Methodological Implications and Guidelines
The results yield clear, actionable recommendations for empirical qualitative coding workflows employing LLMs:
- Model-specific prompt calibration is essential: Benefits from multi-shot prompting are non-universal; empirical sensitivity analysis by target LLM is required.
- Multi-run evaluation must become standard practice: Single-run metrics, especially in models with high variance (e.g., Gemini 2.5. Flash), are fundamentally misleading.
- Category-level bias analysis is critical, particularly for datasets with imbalanced or semantically related classes. Relying on aggregate agreement hides distributional failures.
- Rare category performance metrics must be foregrounded: Macro-averaged or overall scores can conceal model collapse on classes of high substantive interest.
Given persistent model-level categorical biases, LLMs are not yet suitable for fully autonomous qualitative psychological safety coding. However, with careful prompt design, repeated-run aggregation, and explicit interpretive bias monitoring, they can augment, but not replace, rigorous human analysis.
Theoretical and Practical Implications
From a theoretical standpoint, the findings clarify that LLMs' reproducibility and categorical alignment with human qualitative reasoning remain limited in complex, socially nuanced coding tasks. The non-uniform impact of prompt engineering across models indicates that prompt effectiveness is highly model-dependent—a clear direction for further investigation.
Practically, these results reinforce that LLMs should be deployed as scaffolding in human-centric workflows, not as autonomous analytic agents. The detailed bias analysis warns against mechanistic adoption of LLM labels in empirical SE research, as systematic misclassification of critical behavioral categories could compromise substantive findings and intervention design.
Future Directions
The study motivates several research trajectories:
- Integrating chain-of-thought or contrastive prompting to further probe semantic categorization limits.
- Increasing sample diversity to test robustness across SE subcommunities, industrial or cross-cultural settings, and alternative codebooks.
- Systematic inter-LLM agreement mapping to explore convergence properties beyond the gold standard.
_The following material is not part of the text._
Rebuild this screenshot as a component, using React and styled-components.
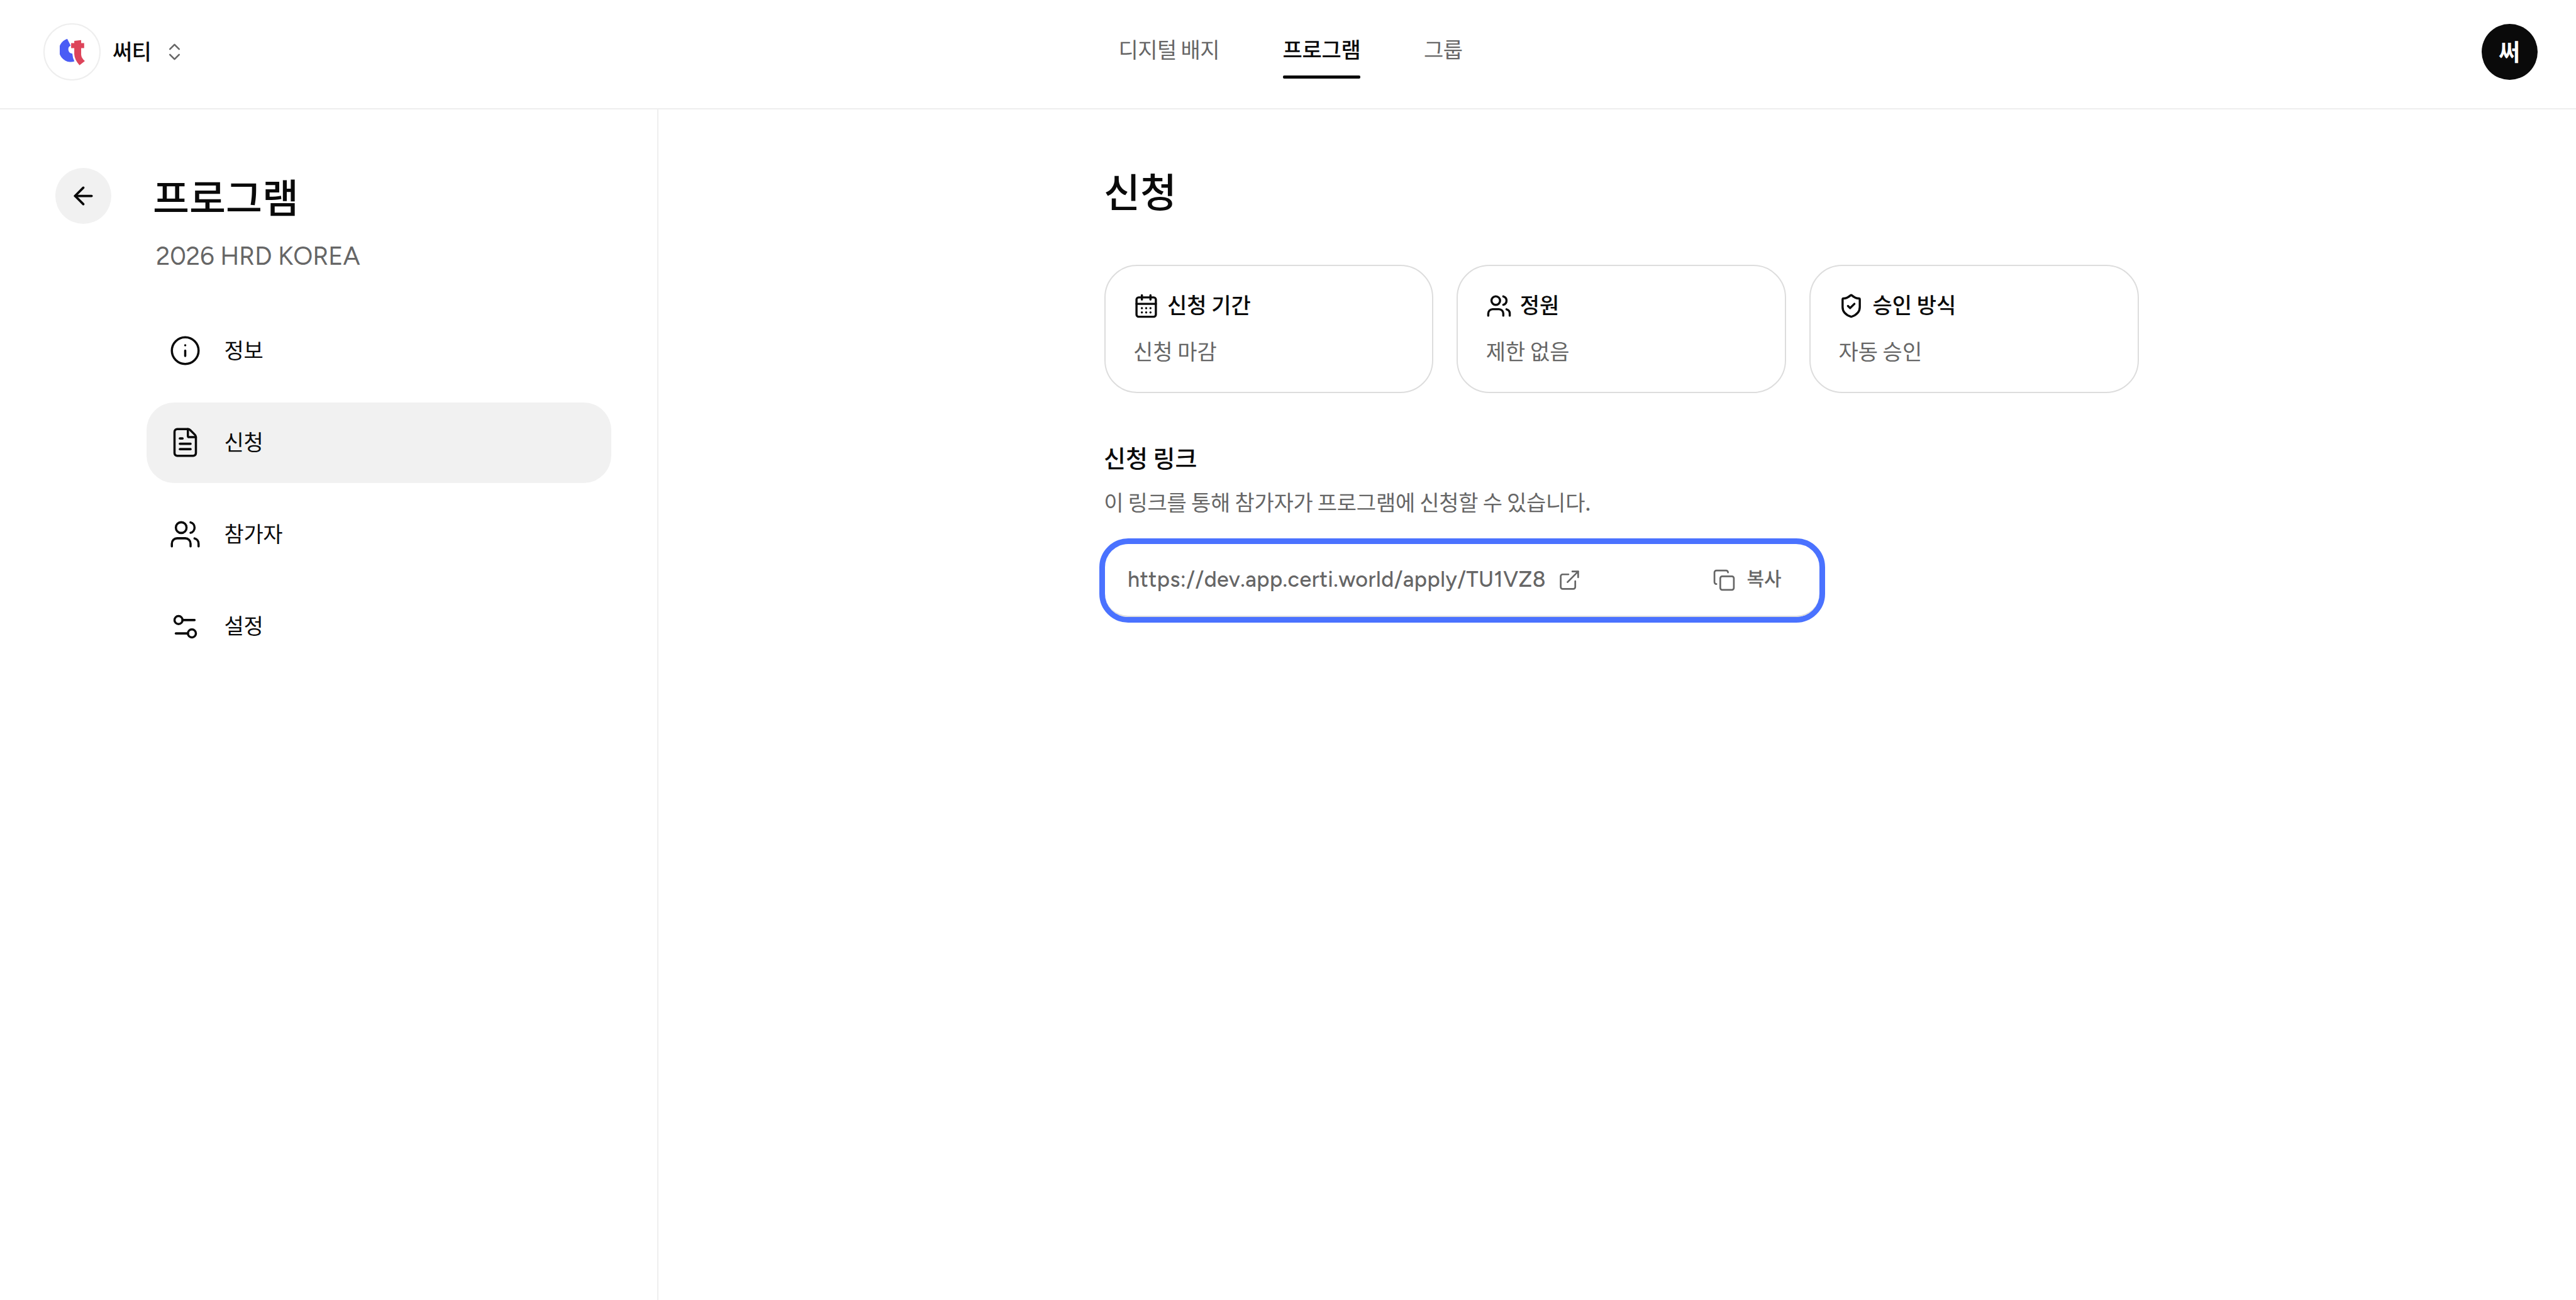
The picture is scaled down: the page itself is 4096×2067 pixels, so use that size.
import React from "react";
import styled, { createGlobalStyle } from "styled-components";
import {
  ArrowLeft,
  CalendarDays,
  ChevronsUpDown,
  Copy,
  ExternalLink,
  FileText,
  Info,
  Settings2,
  ShieldCheck,
  Users,
} from "lucide-react";

const tabs = [
  { name: "디지털 배지" },
  { name: "프로그램", active: true },
  { name: "그룹" },
];

const menuItems = [
  { name: "정보", icon: Info },
  { name: "신청", icon: FileText, active: true },
  { name: "참가자", icon: Users },
  { name: "설정", icon: Settings2 },
];

const cards = [
  { title: "신청 기간", value: "신청 마감", icon: CalendarDays },
  { title: "정원", value: "제한 없음", icon: Users },
  { title: "승인 방식", value: "자동 승인", icon: ShieldCheck },
];

const Logo = () => (
  <svg width="40" height="43" viewBox="0 0 168 179">
    <path
      d="M50 2 L73 48 A28 28 0 0 0 84 101 Q86 130 98 153 A79 79 0 0 1 50 2 Z"
      fill="#4a5cf5"
    />
    <path
      d="M97 16 L143 11 V31 H163 V64 H143 V108 Q145 132 168 150 L132 179 Q98 140 97 104 V64 H76 V31 H97 Z"
      fill="#dd445a"
    />
  </svg>
);

const App = () => {
  return (
    <Page>
      <GlobalStyle />
      <Header>
        <Workspace>
          <LogoCircle>
            <Logo />
          </LogoCircle>
          <WorkspaceName>써티</WorkspaceName>
          <ChevronsUpDown size={35} strokeWidth={1.75} color="#666" />
        </Workspace>
        <Tabs>
          {tabs.map((tab) => (
            <Tab key={tab.name} $active={tab.active}>
              {tab.name}
            </Tab>
          ))}
        </Tabs>
        <Avatar>써</Avatar>
      </Header>

      <Body>
        <Sidebar>
          <BackButton>
            <ArrowLeft size={45} strokeWidth={2} />
          </BackButton>
          <SidebarContent>
            <SidebarTitle>프로그램</SidebarTitle>
            <ProgramName>2026 HRD KOREA</ProgramName>
            <Menu>
              {menuItems.map(({ name, icon: Icon, active }) => (
                <MenuItem key={name} $active={active}>
                  <Icon size={51} strokeWidth={1.65} />
                  <span>{name}</span>
                </MenuItem>
              ))}
            </Menu>
          </SidebarContent>
        </Sidebar>

        <Main>
          <PageTitle>신청</PageTitle>
          <Cards>
            {cards.map(({ title, value, icon: Icon }) => (
              <Card key={title}>
                <CardTitle>
                  <Icon size={41} strokeWidth={2} />
                  <span>{title}</span>
                </CardTitle>
                <CardValue>{value}</CardValue>
              </Card>
            ))}
          </Cards>

          <SectionTitle>신청 링크</SectionTitle>
          <SectionText>
            이 링크를 통해 참가자가 프로그램에 신청할 수 있습니다.
          </SectionText>
          <LinkBox>
            <LinkInner>
              <LinkUrl>https://dev.app.certi.world/apply/TU1VZ8</LinkUrl>
              <ExternalLink size={37} strokeWidth={1.75} />
              <CopyButton>
                <Copy size={37} strokeWidth={1.75} />
                <span>복사</span>
              </CopyButton>
            </LinkInner>
          </LinkBox>
        </Main>
      </Body>
    </Page>
  );
};

const GlobalStyle = createGlobalStyle`
  * {
    box-sizing: border-box;
  }

  body {
    margin: 0;
    background: #fff;
    color: #0a0a0a;
    font-family: "Noto Sans CJK KR", sans-serif;
    font-size: 34px;
    line-height: 50px;
  }

  h1, h2, h3, p {
    margin: 0;
  }

  svg {
    flex-shrink: 0;
  }
`;

const Page = styled.div`
  display: flex;
  flex-direction: column;
  width: 4096px;
  height: 2067px;
  overflow: hidden;
`;

const Header = styled.header`
  display: grid;
  grid-template-columns: 1fr auto 1fr;
  height: 174px;
  padding: 37px 61px 0 69px;
  border-bottom: 2px solid #eee;
`;

const Workspace = styled.div`
  display: flex;
  align-items: center;
  height: 91px;
`;

const LogoCircle = styled.div`
  display: flex;
  align-items: center;
  justify-content: center;
  width: 91px;
  height: 91px;
  border: 2px solid #eee;
  border-radius: 50%;
`;

const WorkspaceName = styled.div`
  margin: 0 20px 0 19px;
  padding-bottom: 4px;
  font-weight: 500;
  letter-spacing: -0.8px;
`;

const Tabs = styled.nav`
  display: flex;
  gap: 100.6px;
  height: 88px;
`;

const Tab = styled.div`
  position: relative;
  height: 88px;
  padding-top: 15.5px;
  color: ${(props) => (props.$active ? "#0a0a0a" : "#666")};
  font-weight: ${(props) => (props.$active ? 500 : 400)};
  letter-spacing: ${(props) => (props.$active ? "-0.3px" : "-0.6px")};

  &::after {
    content: "";
    position: absolute;
    left: 0;
    right: 0;
    bottom: 0;
    height: 5px;
    border-radius: 2px;
    background: ${(props) => (props.$active ? "#0a0a0a" : "transparent")};
  }
`;

const Avatar = styled.div`
  display: flex;
  align-items: center;
  justify-content: center;
  justify-self: end;
  width: 89px;
  height: 89px;
  margin-top: 1px;
  padding: 0 1px 3px 0;
  border-radius: 50%;
  background: #0a0a0a;
  color: #fff;
  font-size: 37px;
  font-weight: 600;
`;

const Body = styled.div`
  display: flex;
  flex: 1;
`;

const Sidebar = styled.aside`
  display: flex;
  width: 1047px;
  padding: 93px 73px 0 88px;
  border-right: 2px solid #eee;
`;

const BackButton = styled.div`
  display: flex;
  align-items: center;
  justify-content: center;
  flex-shrink: 0;
  width: 89px;
  height: 89px;
  border-radius: 50%;
  background: #f1f1f1;
`;

const SidebarContent = styled.div`
  flex: 1;
  margin-left: 56px;
`;

const SidebarTitle = styled.h1`
  padding-left: 10px;
  font-size: 63px;
  font-weight: 500;
  line-height: 88px;
`;

const ProgramName = styled.p`
  padding: 22px 0 0 15px;
  color: #666;
  font-family: Figtree, Lato, sans-serif;
  font-size: 40px;
  letter-spacing: -0.15px;
  line-height: 60px;
`;

const Menu = styled.nav`
  display: flex;
  flex-direction: column;
  gap: 17.5px;
  margin-top: 56.5px;
`;

const MenuItem = styled.div`
  display: flex;
  align-items: center;
  gap: 36.5px;
  height: 128.6px;
  padding: 0 36px;
  border-radius: 44px;
  background: ${(props) => (props.$active ? "#f1f1f1" : "transparent")};
  letter-spacing: -0.4px;

  span {
    padding-bottom: 4px;
  }
`;

const Main = styled.main`
  width: 1645px;
  margin-left: 708.6px;
  padding-top: 82px;
`;

const PageTitle = styled.h2`
  margin-left: -0.6px;
  font-size: 63px;
  font-weight: 500;
  line-height: 92px;
`;

const Cards = styled.div`
  display: grid;
  grid-template-columns: repeat(3, 1fr);
  gap: 37px;
  margin-top: 73px;
`;

const Card = styled.div`
  height: 204px;
  padding: 37px 44.5px;
  border: 2px solid #ddd;
  border-radius: 52px;
`;

const CardTitle = styled.div`
  display: flex;
  align-items: center;
  gap: 13px;
  height: 52px;
  font-weight: 500;

  span {
    padding-bottom: 4px;
  }
`;

const CardValue = styled.p`
  margin-top: 21px;
  color: #666;
`;

const SectionTitle = styled.h3`
  margin: 73px 0 0 -0.6px;
  font-size: 38px;
  font-weight: 500;
  line-height: 57px;
`;

const SectionText = styled.p`
  margin: 17.5px 0 0 -0.4px;
  color: #666;
  letter-spacing: -0.26px;
`;

const LinkBox = styled.div`
  width: 1154px;
  height: 134px;
  margin: 33px 0 0 -7.5px;
  border: 9px solid #4a72ff;
  border-radius: 46px;
`;

const LinkInner = styled.div`
  display: flex;
  align-items: center;
  height: 100%;
  padding: 2px 60.5px 0 36px;
  border-bottom: 2px solid #ddd;
  border-radius: 37px;
  color: #666;
`;

const LinkUrl = styled.span`
  margin-right: 19px;
  padding-bottom: 2px;
  font-family: Figtree, Lato, sans-serif;
  font-weight: 500;
  letter-spacing: 0.5px;
`;

const CopyButton = styled.div`
  display: flex;
  align-items: center;
  gap: 17.5px;
  margin-left: auto;
  font-size: 30px;
  font-weight: 500;

  span {
    padding-bottom: 9px;
  }
`;

export default App;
- Developing mitigation strategies for model-level semantic priors, particularly those fueling recurring categorical biases.
Conclusion
This controlled empirical assessment demonstrates that contemporary LLMs, under both baseline and enriched prompt regimes, can partially replicate human qualitative coding of psychological safety but are constrained by non-trivial agreement ceilings, high variance (for some models), and pronounced categorical bias. Prompt engineering yields significant gains for select models (notably Claude Haiku) but not universally. These findings mandate more nuanced, contextually aware deployment and evaluation of LLM-driven qualitative coding in SE research, and necessitate further methodological refinement before full automation is credible.
For full reproducibility, all experimental artifacts, prompts, and code are publicly released alongside this study (2605.07422).